What is the probability that the GCD of $n$ naturals $\le m$ is 1?
For example, if the there are $n=2$ numbers less than or equal to $m=2$, there are four combinations - {1,1},{1,2},{2,1},{2,2}. Only the last combination, {2,2}, has a GCD greater than 1. So with $n=2, m=2$, the probability is 3/4.
(Note: it seems that I've used $k$ instead of $n$.)
This probability is given by function
$$C_k(m):=\frac1{m^k}\sum_{\substack{a_1,\dots,a_k\leq m\\\gcd(a_1,\dots,a_k)=1}}1$$
where the sum is extended to all the tuples $(a_1,\dots,a_k)$ with $a_i\leq m$ ($i=1,\dots,n$) that are relatively prime. One may prove that
$$C_k(m)\sim\frac1{\zeta(k)};$$
that is to say, this probability tends to $1/\zeta(k)$ as $k\to\infty$ (where $\zeta(k)$ is the Riemann zeta function.) In particular, for $k=2$, the "probability" (more precisely, the asymptotic density) that two randomly chosen integers are relative prime is $6/\pi^2$. The proof of this result would be as follows:
$$\begin{align*} C_2(m)&=\frac1{m^2}\sum_{a\leq m}\sum_{\substack{b\leq m\\(a,b)=1}}1 =\frac2{m^2}\left(\sum_{a\leq m}\sum_{\substack{b\leq a\\(a,b)=1}}1\right)-1 =\frac2{m^2}\sum_{a\leq m}\varphi(a)-1, \end{align*}$$
where $\varphi(a)$ is the Euler's totient function, that counts the number of relatively prime to $a$ that are $\leq a$. In the second equality we made use of the symmetry: summing the pairs $(a,b)$ of the square $a,b\leq m$ such that $\gcd(a,b)=1$ is the same as summing the pairs inside the lower triangle $a\leq m,b\leq a$ and the pairs inside the upper triangle $b\leq m,a\leq b$ that satisfies $\gcd(a,b)=1$ (minus the intersection, which consists of a single point.) Both quantities turn out to be the same because $(a,b)=1$ iff $(b,a)=1$.

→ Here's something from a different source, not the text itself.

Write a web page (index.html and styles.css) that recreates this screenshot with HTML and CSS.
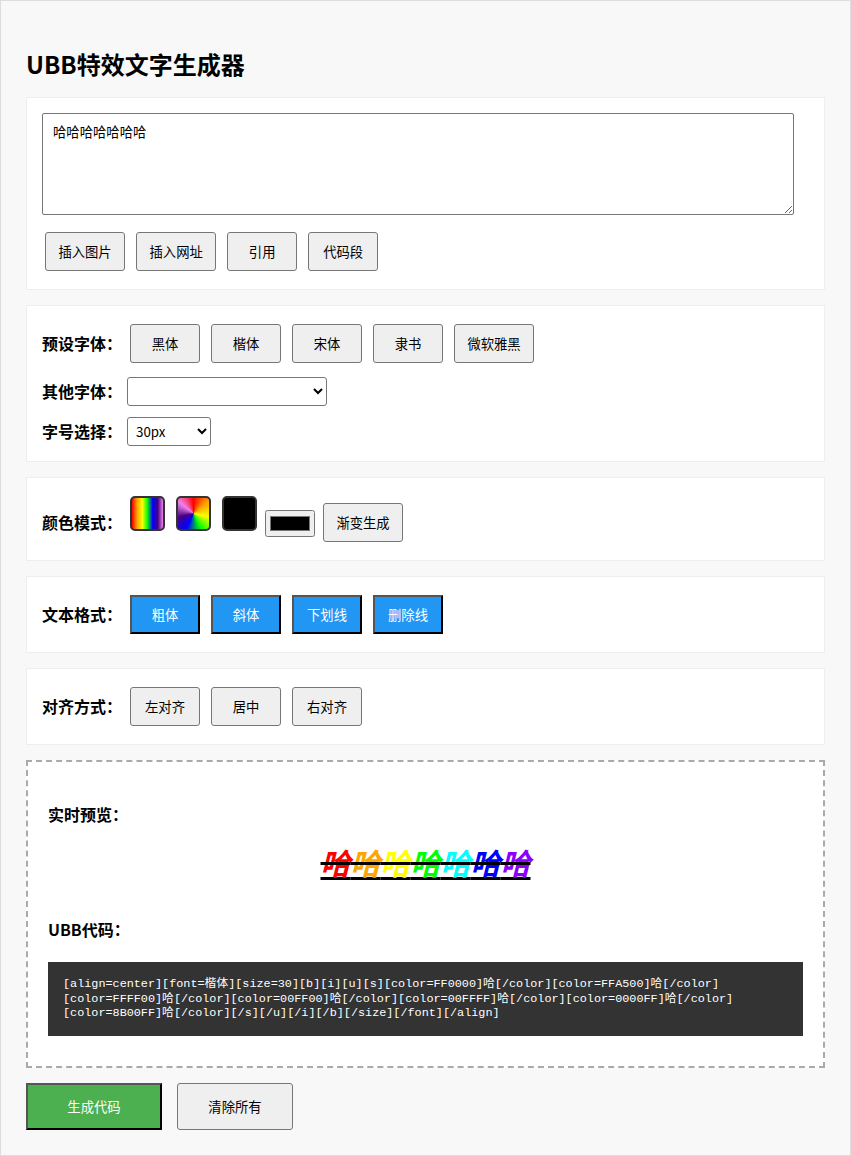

Now, since $\varphi=\mu*N$, we have (if we write $a=dq$)
$$\begin{align*} \sum_{a\leq m}\sum_{d|a}\mu(a)\frac ad&=\sum_{d\leq m}\mu(d)\sum_{q\leq m/d}q\\ &=\sum_{d\leq m}\left(\frac{m^2\mu(d)}{2d^2}+O(m/d)\right)\\ &=\frac{m^2}{2}\sum_{d\geq1}\frac{\mu(d)}{d^2}+O\left(\sum_{d>m}\frac{m^2}{d^2}\right)+O(m\log(m)) \end{align*}$$
so $\sum_{a\leq k}\varphi(a)\sim Am^2/2$, where $A=\sum_{d\geq1}\mu(d)/d^2$. Therefore
$$\lim_{m\to\infty}C_2(m)=\lim_{m\to\infty}\frac2{m^2}\frac{m^2}{2}A=A.$$
Now we are left to find $A$. We note that
$$\sum_{d\geq1}\frac{\mu(d)}{d^2}\sum_{q\geq1}\frac1{q^2} =\sum_{d,q\geq1}\frac{\mu(d)}{(dq)^2},$$
so if we write $n=dq$, we can rewrite it as
$$\sum_{n\geq1}\frac1{n^2}\sum_{dq=n}\mu(d) =\sum_{n\geq1}\frac1{n^2}\sum_{d|n}\mu(d) =\sum_{n\geq1}\frac1{n^2}I(n)$$
where $I(n)$ is the identity under Dirchlet convolution (i.e., $I(1)=1$ and $I(n)=0$ otherwise.) Therefore
$$A\sum_{n\geq1}\frac1{n^2}=1$$
so $A=1/\zeta(2)=6/\pi^2$. A similar (but longer) argument shows that $C_k$ converges to $1/\zeta(k)$.